Военкор Павел Лукницкий уверяет, что война изменила даже внешний облик жителей. Нескончаемые страдания придали их глазам выражение зрелости и степенной мудрости. Они стали добрее друг к другу, более внимательны и терпеливы. Вместе с тем они ужасно худы. Там больше никогда не увидишь полного человека. И всё же они начинают выглядеть здоровее, чем в прошлом году, окрепнув и загорев от долгого пребывания на свежем воздухе. Также ныне они необычайно уверены в себе, веря непоколебимо, что враг ни за что город не возьмёт. Этот страх покинул их навсегда.

Весь Ленинград является одним грозным военным лагерем: улицы заполнены баррикадами; многие дома представляют собой настоящие крепости, ощетинившиеся торчащими из каждого окна стволами; реку патрулируют корабли; бдительно несут вахту наблюдатели на крышах; зенитки поджидают вражеские самолёты. Весь город готов, бдителен и неуязвим. Это и есть сам фронт, внутренний фронт, так тесно связанный с передней линией обороны – частями Красной армии, стальным кольцом окружающими Ленинград. Несмотря на непрерывные обстрелы, город день ото дня неуклонно восстанавливается, подобно тем живым клеткам внутри нас, которые постоянно замещают мёртвые в вечном процессе обновления.
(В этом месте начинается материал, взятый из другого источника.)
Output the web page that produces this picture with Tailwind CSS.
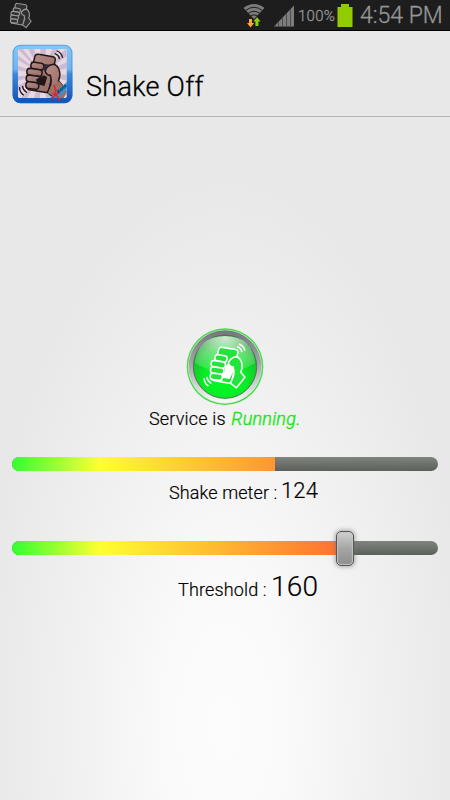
<!DOCTYPE html>
<html lang="en">
<head>
<meta charset="utf-8">
<title>Shake Off</title>
<script src="https://cdn.jsdelivr.net/npm/@tailwindcss/browser@4"></script>
</head>
<body class="w-[450px] h-[800px] overflow-hidden flex flex-col font-['Roboto',sans-serif] font-light text-black bg-[radial-gradient(ellipse_245px_550px_at_225px_725px,#fcfcfc_0%,#fafafa_25%,#f1f1f1_60%,#e8e8e8_100%)]">
<svg class="absolute w-0 h-0">
  <defs>
    <g id="hand" stroke-linejoin="round" stroke-linecap="round">
      <path d="M64 54L68 38Q70 29 80 31L122 38Q131 40 129 49L111 136Q108 147 97 145L51 137Q41 134 44 124Z"/>
      <path d="M99 83Q103 65 122 61Q137 62 142 82Q145 97 139 110L152 126L125 160L106 146L116 120Q119 106 114 93Q106 96 99 83Z"/>
      <rect x="56" y="56" width="39" height="20" rx="9" transform="rotate(9 75 66)"/>
      <rect x="44" y="75" width="46" height="20" rx="9" transform="rotate(8 66 85)"/>
      <rect x="42" y="95" width="43" height="20" rx="9" transform="rotate(7 64 105)"/>
      <rect x="41" y="115" width="39" height="20" rx="9" transform="rotate(7 62 125)"/>
    </g>
    <g id="waves" fill="none" stroke-linecap="round">
      <path d="M135 21Q149 27 151 40M129 29Q139 33 142 44M22 131Q23 146 34 153M31 127Q32 137 43 145"/>
    </g>
    <linearGradient id="frame" x2="0" y2="1"><stop stop-color="#86c6f6"/><stop offset=".42" stop-color="#72b3ee"/><stop offset=".5" stop-color="#3c89dc"/><stop offset="1" stop-color="#1250b5"/></linearGradient>
    <linearGradient id="skin" x2="1" y2="1"><stop stop-color="#b98f88"/><stop offset="1" stop-color="#94685f"/></linearGradient>
    <linearGradient id="metal" x2="0" y2="1"><stop stop-color="#74777a"/><stop offset=".45" stop-color="#a2a4a7"/><stop offset="1" stop-color="#fafafa"/></linearGradient>
    <radialGradient id="green" cx=".5" cy=".7" r=".65"><stop stop-color="#02fa22"/><stop offset=".5" stop-color="#08ee25"/><stop offset=".8" stop-color="#14c92a"/><stop offset="1" stop-color="#128f25"/></radialGradient>
    <radialGradient id="gloss" cx=".5" cy=".05" r=".9"><stop stop-color="#fff" stop-opacity=".8"/><stop offset=".5" stop-color="#fff" stop-opacity=".4"/><stop offset="1" stop-color="#fff" stop-opacity=".16"/></radialGradient>
    <clipPath id="tile"><rect x="17" y="15" width="147" height="147" rx="5"/></clipPath>
  </defs>
</svg>

<div class="h-[31px] shrink-0 bg-[#1d1d1d] border-b border-black flex items-center text-[#979797]">
  <svg class="ml-[6px] w-[28px] h-[30px] shrink-0" viewBox="0 0 28 30">
    <g transform="translate(-3.3 -2.3) scale(.187)" fill="#303030" stroke="#999" stroke-width="6"><use href="#hand"/></g>
  </svg>
  <div class="ml-auto flex items-center h-full">
    <svg class="w-[22px] h-[30px]" viewBox="0 0 22 30">
      <path d="M.5 8Q11 0 21.500 8L11 19Z" fill="#7c7c7c"/>
      <g fill="none" stroke="#1d1d1d" stroke-width="1"><path d="M2.500 10.500Q11 4 19.500 10.500M5 13.500Q11 9 17 13.500M7.500 16Q11 13.500 14.500 16"/></g>
      <path d="M6 19H9V23H11.200L7.500 27.500L4 23H6Z" fill="#ffa52d"/><path d="M12.400 26V21.500H10.300L14 17.300L17.600 21.500H15.400V26Z" fill="#8bd400"/>
    </svg>
    <svg class="ml-[8px] w-[22px] h-[30px]" viewBox="0 0 22 30">
      <path d="M1 26.500L21 5.500V26.500Z" fill="#7d7d7d"/><path d="M5.500 21V27M9.500 17V27M13.500 13V27M17.500 9V27" stroke="#4d4d4d"/>
    </svg>
    <span class="ml-[3px] w-[38px] text-[15px] leading-[30px] pt-[2px] tracking-[0.25px] [-webkit-text-stroke:0.3px] whitespace-nowrap">100%</span>
    <svg class="w-[16px] h-[30px] ml-[1px]" viewBox="0 0 16 30"><path d="M4 4H12V7H15.500V27H.5V7H4Z" fill="#91cc00"/></svg>
    <span class="ml-[7px] w-[90px] text-[23px] leading-[30px] pt-[2px] font-light [-webkit-text-stroke:0.3px] whitespace-nowrap">4:54 PM</span>
  </div>
</div>

<header class="h-[86px] shrink-0 bg-[#e8e8e8] border-b border-[#b6b6b6] flex pl-[12px]">
  <svg class="mt-[13px] w-[61px] h-[60px]" viewBox="0 0 182 180">
    <rect x="1" y="2" width="180" height="176" rx="24" fill="url(#frame)"/>
    <rect x="3" y="4" width="176" height="172" rx="22" fill="none" stroke="#2c6fc4" stroke-opacity=".4" stroke-width="3"/>
    <g clip-path="url(#tile)">
      <rect x="17" y="15" width="147" height="147" fill="#e9d8df"/>
      <path fill="#cbbad2" d="M90 90L17 15H32ZM90 90L48 15H66ZM90 90L84 15H102ZM90 90L120 15H140ZM90 90L160 15L164 36ZM90 90L164 54V73ZM90 90L164 92V110ZM90 90L17 34V48ZM90 90L17 65V79ZM90 90L17 97V110ZM90 90L17 125V140ZM90 90L26 162H44ZM90 90L65 162H83ZM90 90L102 162H120Z"/>
      <g fill="url(#skin)" stroke="#211719" stroke-width="4.500"><use href="#hand"/></g>
      <path d="M118 125L141 112L166 142L150 170L107 148Z" fill="#9b7066"/>
      <path d="M72 106L96 94L105 100L97 126L75 121Z" fill="#20171a"/>
      <path d="M96 60L118 62L106 70L98 82L92 77Z" fill="#352b35"/>
      <use href="#waves" stroke="#251c25" stroke-width="4"/>
      <path d="M110 165L168 110V130L134 165Z" fill="#259ae0"/>
    </g>
    <path d="M125 122Q132 134 130 148L143 170M119 163Q132 151 143 142M121 148L135 154" stroke="#ee1e2b" stroke-width="4.500" fill="none"/>
    <text x="139" y="150" transform="rotate(-42 139 150)" class="font-['Roboto'] font-bold italic text-[16px]" fill="#17334c">Xeno</text>
  </svg>
  <h1 class="ml-[13px] mt-[39px] text-[27px] leading-[34px] tracking-[0.3px] [-webkit-text-stroke:0.3px] whitespace-nowrap">Shake Off</h1>
</header>

<main class="flex flex-col pt-[210px] shrink-0 [-webkit-text-stroke:0.2px]">
  <svg class="w-[80px] h-[80px] ml-[185px]" viewBox="0 0 240 240">
    <circle cx="120" cy="119" r="115" fill="#42dc48"/>
    <circle cx="120" cy="119" r="111" fill="#cfe8cf"/>
    <circle cx="120" cy="119" r="109" fill="url(#metal)"/>
    <circle cx="120" cy="119" r="95" fill="url(#green)" stroke="#4b7653" stroke-width="3"/>
    <path d="M29 108Q39 27 120 27Q201 27 211 108Q181 130 120 134Q60 130 29 108Z" fill="url(#gloss)"/>
    <g transform="translate(37 32) scale(.94)">
      <g fill="#22e53c" stroke="#fff" stroke-width="5"><use href="#hand"/></g>
      <path d="M87 93L97 84L113 93L115 108L103 132L78 128L80 114L88 108Z" fill="#fff"/>
      <use href="#waves" stroke="#fff" stroke-width="5"/>
    </g>
  </svg>
  <p class="ml-[149px] h-[26px] leading-[24px] text-[18px] tracking-[0.17px] whitespace-nowrap">Service is <i class="text-[#16e616] ml-px tracking-[0.25px] [-webkit-text-stroke:0.4px]">Running.</i></p>

  <div class="mt-[24px] mx-[12px] h-[14px] rounded-full overflow-hidden bg-gradient-to-b from-[#80847e] to-[#5c605a]">
    <div class="w-[263px] h-full bg-[linear-gradient(90deg,#32ff32_0,#ffff32_88px,#ffad32_225px,#ff9632_263px)]"></div>
  </div>
  <p class="h-[70px] pl-[169px] pt-[3px] flex items-baseline whitespace-nowrap"><span class="relative top-px w-[112px] text-[18px] leading-[34px] tracking-[0.1px]">Shake meter :</span><span class="text-[22px] leading-[34px] tracking-[0.15px]">124</span></p>

  <div class="relative mx-[12px] h-[14px]">
    <div class="h-full rounded-full overflow-hidden bg-gradient-to-b from-[#80847e] to-[#5c605a]">
      <div class="w-[334px] h-full bg-[linear-gradient(90deg,#32ff32_0,#ffff32_88px,#ffad32_225px,#ff6c32_334px)]"></div>
    </div>
    <div class="absolute left-[324px] top-[-10px] w-[18px] h-[35px] rounded-[5px] border border-[#555] bg-gradient-to-b from-[#d0d0d0] via-[#a5a5a5] to-[#8e8e8e] shadow-[inset_0_0_1px_1px_#c5c5c5,0_0_4px_1px_#77777799]"></div>
  </div>
  <p class="pl-[178px] pt-[12px] flex items-baseline whitespace-nowrap"><span class="w-[93px] text-[18px] leading-[40px] tracking-[0.15px]">Threshold :</span><span class="text-[28px] leading-[40px] tracking-[0.2px]">160</span></p>
</main>
</body>
</html>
Я так горжусь своим старым родным городом, так ужасно горжусь! Как бы я хотела очутиться там! Что случилось с моей старой горничной, с моими друзьями и сокурсниками, с нашим домом, со всеми знакомыми вещами, которые мне так дороги? Ох, хотя бы иметь возможность принять участие в обороне моего родного города, быть со своими людьми, видя, как те изо дня в день совершают свой неустанный героический подвиг. Под таким давлением, в таких невероятных условиях, но рабочие продолжают творить своё ежедневное волшебство, строя корабли и изготавливая боеприпасы, – говорят, целые семьи работают вместе. В городе кипит жизнь; по улицам наравне с автобусами и трамваями с грохотом движутся грузовые составы; школы работают по расписанию; театры не закрываются, и актёры, закончив свои выступления, выходят на улицы, чтобы внести свой вклад в работу по защите. За прошедший год было дано более трёхсот концертов; сорок два художника пишут исторические полотна о жизни блокадного города; двадцать два кинотеатра неизменно переполнены людьми, ищущими облегчения от изнурительного нервного напряжения повседневной жизни. И сквозь всё это, подобно победному маршу, проходит захватывающая мелодия Седьмой симфонии Шостаковича, задуманной и написанной прямо там, в гуще борьбы. Сегодня вечером я собираюсь послушать её в Московской консерватории.

15 сентября

Итак, вчера вечером я увидела Шостаковича на концерте, где была представлена его симфония. Он, сидя в передней ложе справа, выглядел молодым и необычайно худым. Пока играл оркестр, он, одной рукой прикрывая глаза, другой держал за руку свою жену Ирину. Когда симфония была завершена, раздался шквал аплодисментов, и он с готовностью вышел на сцену и поклонился. В этот миг у него были красные глаза, всё ещё влажные щёки и взъерошенные волосы. Его тёмно-синий костюм был великоват, а рукава – излишне длинны. Но каким-то образом из-за этого трогательного штришка военного времени он казался ещё более значительным.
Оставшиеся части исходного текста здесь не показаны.